Merritt has a population of around 8,000. It sits at the intersection of two major highways (the Coquihalla and Highway 5A) and serves as a hub for the surrounding ranching and forestry communities. Entry prices for a single-family home run $350,000 to $500,000 — meaningfully lower than Kamloops.

The Cap Rate Reality

Cap rate is net operating income divided by purchase price, before financing costs. It is the primary screening metric for investment properties (more on cap rate vs cash-on-cash here).

In Kamloops, residential investment properties typically run at 4 to 5% cap rates. In Merritt, you can find properties at 5 to 7% cap rates, driven by the lower purchase prices relative to achievable rents.

On paper, Merritt looks better. In practice, the gap narrows when you account for several factors.

The Liquidity Question

This is the factor most small-town investment comparisons underweight: how easily can you exit?

Kamloops has a deep enough buyer pool that a well-priced property sells within 30 days in most market conditions. If you need to sell — because of a job change, a financial emergency, or simply because you found a better opportunity — you can. The market absorbs supply regularly.

Merritt's buyer pool is far thinner. In a rising market, that does not matter much. In a flat or declining market, you might sit on a property for 60 to 120 days. If you need to sell quickly, you may need to discount significantly. That illiquidity risk is real and it is not priced into the cap rate difference.

Economic Concentration Risk

Kamloops's economy is diversified across healthcare, education, retail, and construction. No single employer or industry accounts for more than 15 to 20% of local employment.

Merritt's economy is more concentrated around forestry, the highway corridor, and a few large employers. Forestry in particular has had a turbulent decade in BC — mill closures and curtailments have direct downstream effects on Merritt's rental demand and resale market. If a major employer cuts staff or a mill goes offline, vacancy rates can spike quickly in a market that size.

Who Each Market Suits

Kamloops is the right first investment for most BC Interior investors. You are buying into a more liquid, more diversified market. The cap rates are lower, but the risk-adjusted return — accounting for liquidity, economic stability, and resale potential — is better. When I ran my own first-property numbers, the lower cap rate in Kamloops was worth accepting.

Merritt makes sense as a second or third property for an investor who already has a Kamloops or Kelowna asset providing stable, liquid equity.
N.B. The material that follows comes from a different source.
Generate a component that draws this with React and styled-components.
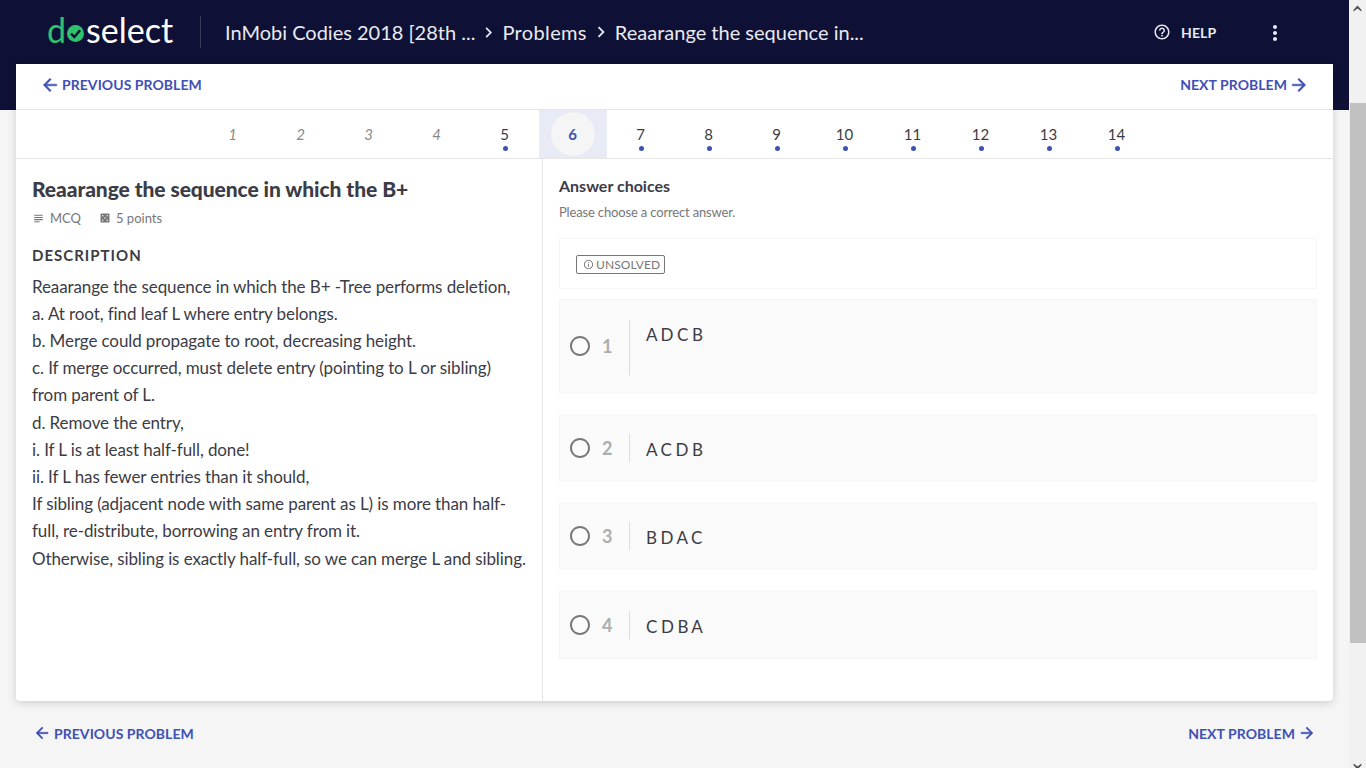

At that point you can absorb the concentration risk, you understand the due diligence required, and the higher cash flow yield makes sense as a portfolio diversifier rather than your only holding.

The Cash Flow Picture

I want to be direct about something most BC Interior investment posts gloss over: almost all residential properties in both Kamloops and Merritt are negative cash flow on a month-to-month basis when financed at current rates (5% range). The investment thesis is appreciation plus mortgage paydown, not immediate cash flow. I wrote out the full line-item math in a separate post.

Merritt's lower purchase price does improve the cash flow position relative to Kamloops, but it does not typically produce positive cash flow either. A $400,000 Merritt property with 20% down is still running at roughly break-even to slightly negative once you account for vacancy, maintenance, and property management.

My Take

I focused my own search on Kamloops. Better liquidity, stronger tenant pool from TRU and RIH, and a market I understand well enough to move quickly when the right property comes on. Merritt stays on my radar as a potential second acquisition — particularly if I find a duplex at a price point that gets the numbers closer to positive cash flow.

If you are starting your BC Interior investing research, I would suggest spending time in both markets before deciding. Drive the streets, talk to property managers, and look at actual lease comparables — not just Zillow estimates.